• **What you need to do**: Copy each line that contains the word "React".

* BEGIN Data section *

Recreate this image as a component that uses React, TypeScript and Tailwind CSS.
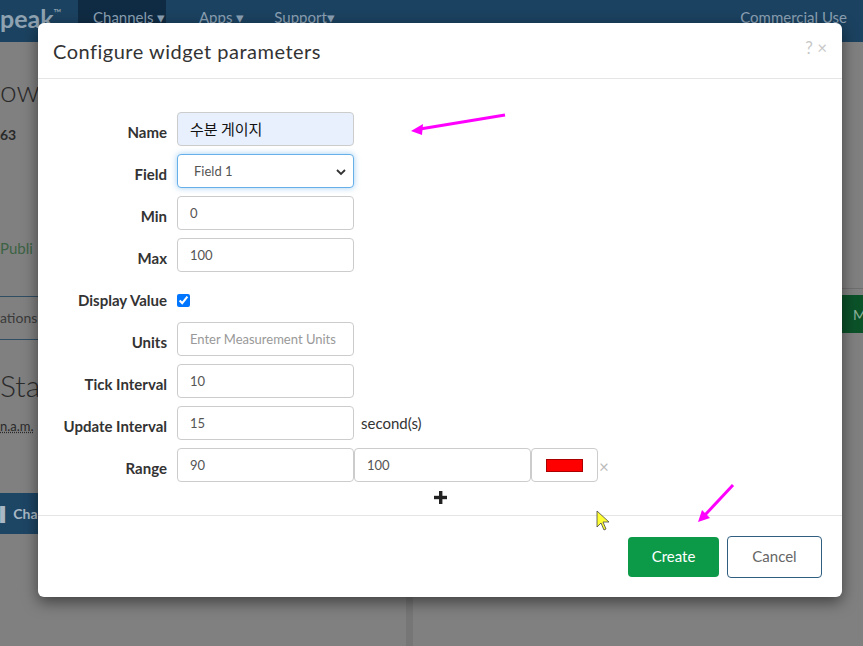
import React from 'react';

const label = "w-[129px] shrink-0 text-right pt-[10px] leading-[20px] text-[15px] font-bold text-[#333]";
const box = "h-[34px] w-[177px] shrink-0 rounded-[4px] border pl-[12px] pt-[1px] text-[13px] flex items-center";
const input = box + " border-[#ccc] bg-white text-[#555]";

const Row = ({ name, children }: { name: string; children: React.ReactNode }) => (
    <div className="flex h-[34px] items-start">
        <div className={label}>{name}</div>
        <div className="ml-[10px] flex h-[34px] items-center">{children}</div>
    </div>
);

export default function App() {
    return (
        <div className="relative h-[646px] w-[863px] overflow-hidden bg-[#808080] font-['Lato',sans-serif]">
            {/* page behind the overlay */}
            <nav className="flex h-[42px] items-stretch bg-[#1b4260] text-[15px] text-[#8ba0b3]">
                <div className="flex w-[78px] items-center pb-[6px] text-[25px] font-bold leading-none text-[#8fa2b1]">
                    peak<sup className="text-[11px] font-normal">™</sup>
                </div>
                <div className="flex w-[88px] items-center bg-[#0f2b43] pb-[8px] pl-[15px]">Channels ▾</div>
                <div className="ml-[33px] flex items-center pb-[8px]">Apps ▾</div>
                <div className="ml-[30px] flex items-center pb-[8px]">Support▾</div>
                <div className="ml-auto mr-[16px] flex items-center pb-[8px]">Commercial Use</div>
            </nav>
            <div className="flex h-[604px]">
                <div className="w-[406px] shrink-0 text-[#2a2a2a]">
                    <div className="mt-[30px] text-[30px] font-light leading-[36px]">ow</div>
                    <div className="mt-[16px] text-[14px] font-bold">63</div>
                    <div className="mt-[92px] text-[15px] text-[#3c6344]">Publi</div>
                    <div className="mt-[36px] border-t border-[#2f4d63]" />
                    <div className="mt-[10px] text-[14px] text-[#3a3a3a]">ations</div>
                    <div className="mt-[11px] border-t border-[#2f4d63]" />
                    <div className="mt-[27px] text-[30px] font-light leading-[36px]">Stat</div>
                    <div className="mt-[14px] text-[13px] underline decoration-dotted">n.a.m.</div>
                    <div className="mt-[57px] flex h-[41px] w-[140px] items-center bg-[#1d4564] text-[14px] font-bold text-[#a9b8c4]">
                        ▌ Channel
                    </div>
                </div>
                <div className="w-[7px] shrink-0 bg-[#767676]" />
                <div className="flex-1">
                    <div className="mt-[246px] border-t border-[#6f6f6f]" />
                    <div className="mt-[6px] ml-[429px] flex h-[38px] items-center bg-[#0b5229] pl-[11px] text-[14px] text-[#8fb39c]">
                        M
                    </div>
                </div>
            </div>

            {/* modal */}
            <div className="absolute left-[38px] top-[23px] flex h-[574px] w-[804px] flex-col rounded-[6px] bg-white shadow-[0_5px_15px_rgba(0,0,0,0.5)]">
                <div className="flex h-[56px] items-center justify-between border-b border-[#e5e5e5] px-[15px]">
                    <h4 className="text-[20px] tracking-[0.5px] text-[#333]">Configure widget parameters</h4>
                    <div className="mb-[6px] text-[17px] text-[#c8c8c8]">? ×</div>
                </div>
                <div className="flex flex-1 flex-col gap-2 pt-[33px]">
                    <Row name="Name">
                        <div className={box + " border-[#ccc] bg-[#e8f0fe] text-[15px] text-[#111] font-['Noto_Sans_CJK_KR',sans-serif]"}>수분 게이지</div>
                    </Row>
                    <Row name="Field">
                        <div className={box + " justify-between border-[#66afe9] bg-white text-[#555] pl-[16px] pr-[6px] shadow-[0_0_6px_rgba(102,175,233,0.6)]"}>
                            <span>Field 1</span>
                            <svg width="12" height="12" viewBox="0 0 12 12">
                                <path d="M2 4l4 4 4-4" fill="none" stroke="#333" strokeWidth="1.8" />
                            </svg>
                        </div>
                    </Row>
                    <Row name="Min">
                        <div className={input}>0</div>
                    </Row>
                    <Row name="Max">
                        <div className={input}>100</div>
                    </Row>
                    <Row name="Display Value">
                        <input type="checkbox" checked readOnly className="mt-[6px] h-[13px] w-[13px] accent-[#0075ff]" />
                    </Row>
                    <Row name="Units">
                        <div className={box + " border-[#ccc] bg-white text-[#999]"}>Enter Measurement Units</div>
                    </Row>
                    <Row name="Tick Interval">
                        <div className={input}>10</div>
                    </Row>
                    <Row name="Update Interval">
                        <div className={input}>15</div>
                        <span className="ml-[7px] text-[15px] text-[#333]">second(s)</span>
                    </Row>
                    <Row name="Range">
                        <div className={input}>90</div>
                        <div className={input}>100</div>
                        <div className="flex h-[34px] w-[67px] items-center justify-center rounded-[4px] border border-[#ccc]">
                            <div className="h-[13px] w-[37px] border border-[#a00] bg-[#ff0000]" />
                        </div>
                        <span className="ml-[1px] mt-[2px] text-[17px] leading-none text-[#bbb]">×</span>
                    </Row>
                    <div className="flex justify-center pt-[1px]">
                        <svg width="13" height="13" viewBox="0 0 13 13">
                            <rect x="5" y="0" width="3.4" height="13" fill="#222" />
                            <rect x="0" y="4.8" width="13" height="3.4" fill="#222" />
                        </svg>
                    </div>
                </div>
                <div className="flex h-[82px] items-center justify-end gap-2 border-t border-[#e5e5e5] pr-[20px]">
                    <button className="h-[40px] w-[91px] rounded-[4px] bg-[#0c9a49] text-[15px] text-white">Create</button>
                    <button className="h-[42px] w-[95px] rounded-[4px] border border-[#2f5e80] bg-white text-[15px] text-[#666]">Cancel</button>
                </div>
            </div>

            {/* annotation arrows and cursor */}
            <svg className="pointer-events-none absolute left-0 top-0" width="863" height="646">
                <line x1="505" y1="115" x2="420" y2="129" stroke="#ff00ff" strokeWidth="3" />
                <path d="M411 131 L423 124 L422 135 Z" fill="#ff00ff" />
                <line x1="733" y1="485" x2="705" y2="515" stroke="#ff00ff" strokeWidth="3" />
                <path d="M698 522 L702 510 L710 518 Z" fill="#ff00ff" />
                <path d="M597 511 L597 527 L601 523 L604 530 L606 529 L603 522 L609 522 Z" fill="#ffff33" stroke="#444" strokeWidth="0.8" />
            </svg>
        </div>
    );
}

* END Data section *

• **Full output**:
Recreate this image as a component that uses React, TypeScript and Tailwind CSS.
import React from 'react';
const Row = ({ name, children }: { name: string; children: React.ReactNode }) => (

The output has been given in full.